The most effective prioritization is based on business impact, not technical aesthetics. Three methods have proven effective: WSJF (Weighted Shortest Job First) evaluates items by the ratio of impact to effort — items with high impact and low effort are addressed first. The Impact-Effort Matrix positions items visually on a 2x2 matrix and identifies quick wins (High Impact, Low Effort). Hotspot Analysis combines code complexity with change frequency — code that is complex AND frequently changed incurs the highest costs. Avoid the trap of prioritizing technical debt by personal preference. The areas with the greatest business impact often do not align with the areas developers would intuitively call "the worst code."
Bugs are incorrect behavior — the code does not do what it should. Technical debt is suboptimal structure — the code does the right thing but in a way that makes future changes difficult. A bug must be fixed immediately (it impacts the user now). Technical debt can be addressed on a planned basis (it impacts developers during future changes). However, there is a correlation: High technical debt leads to more bugs because complex, poorly structured code is more error-prone. When a module consistently produces more bugs than others, it is a strong signal for underlying technical debt. Addressing the debt (simplification, better tests, clearer architecture) then reduces the bug rate long-term as well.
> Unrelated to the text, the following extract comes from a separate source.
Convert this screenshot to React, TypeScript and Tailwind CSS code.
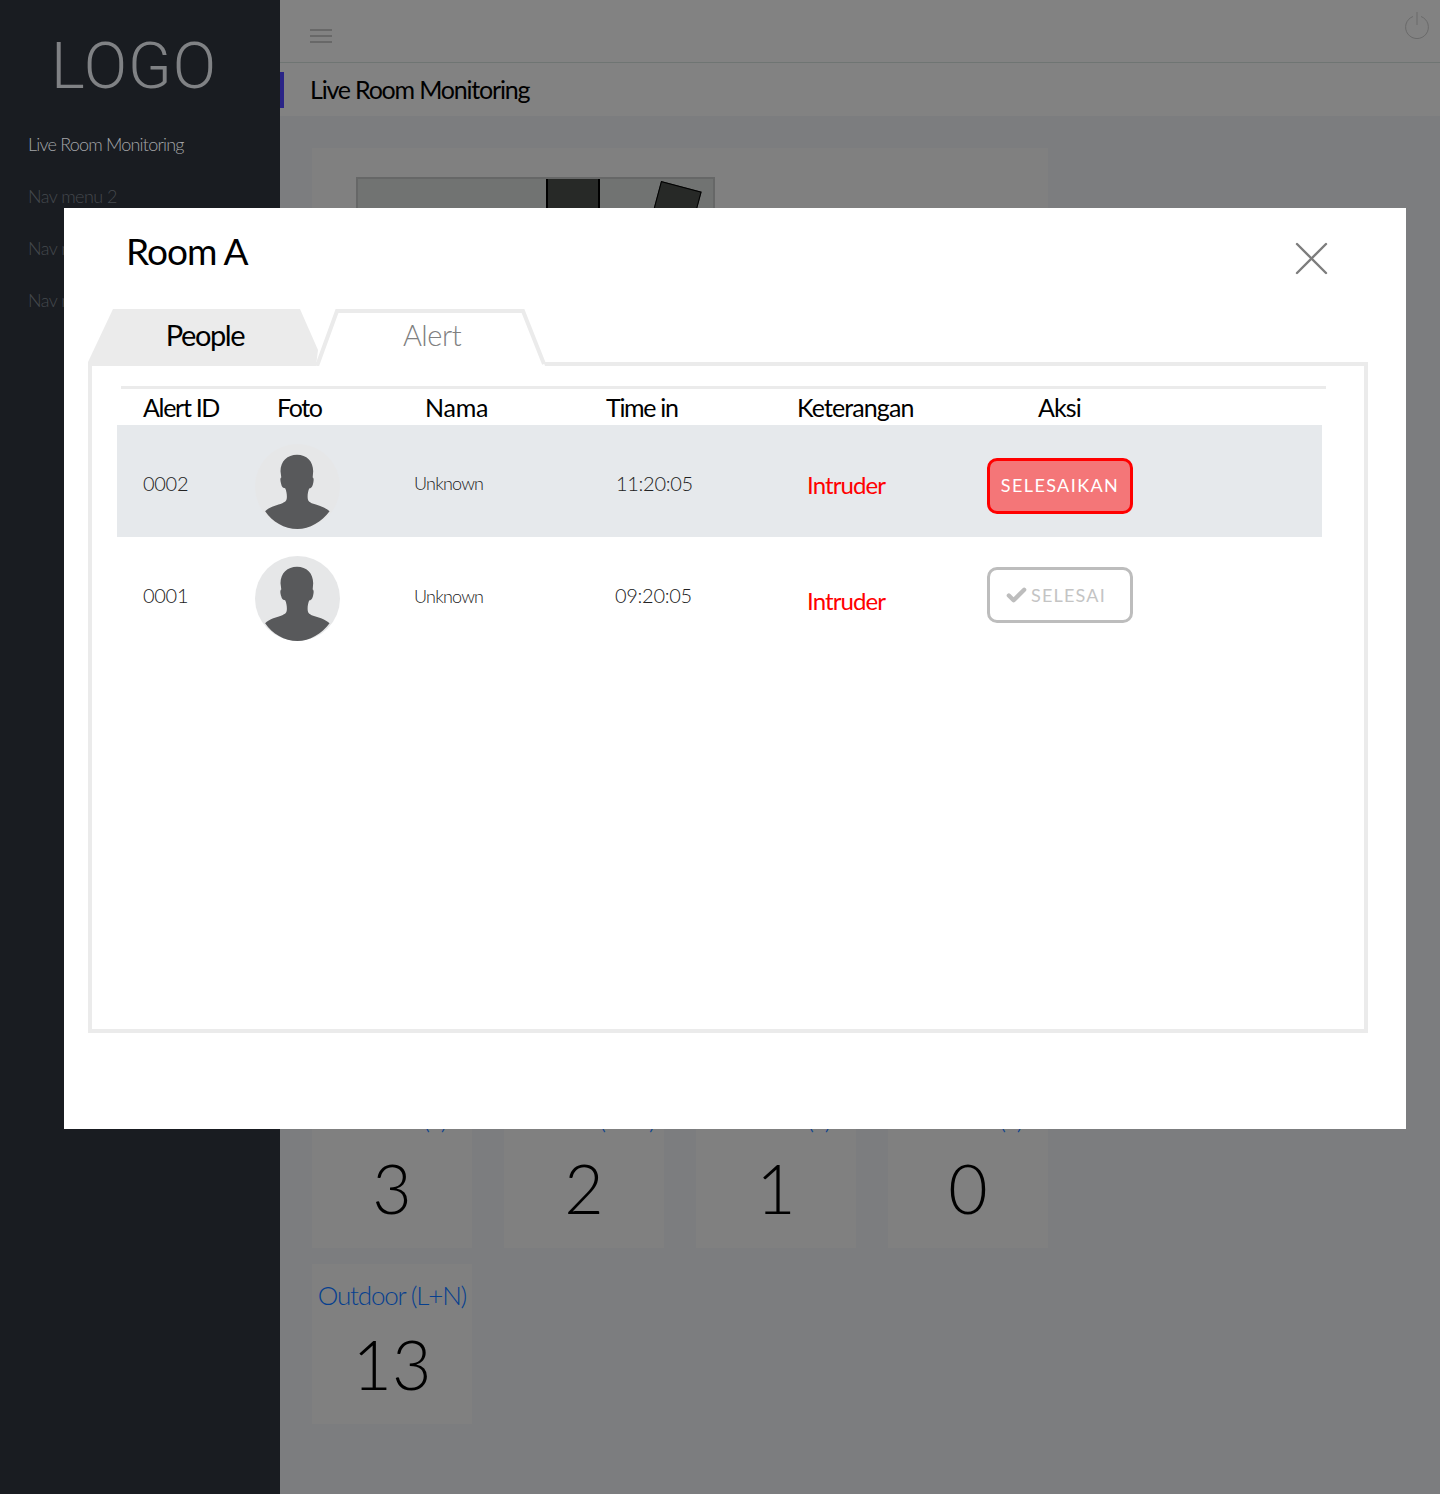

Management understands business metrics, not code metrics. Translate technical debt into business language: "Our feature velocity has dropped 35% over the last 3 quarters despite adding two developers. The main cause is technical debt in the payment module, which absorbs 40% of all bug fixes." Show the delivery velocity trend and correlate it with growing technical debt. Quantify the costs: "We currently spend 30% of our capacity on workarounds — that is equivalent to 3 developer salaries per year." And offer a concrete plan: "With a 20% capacity reservation for 2 quarters, we can eliminate the top 5 hotspots and reduce the bug rate in the payment module by 50%." Data beats opinions.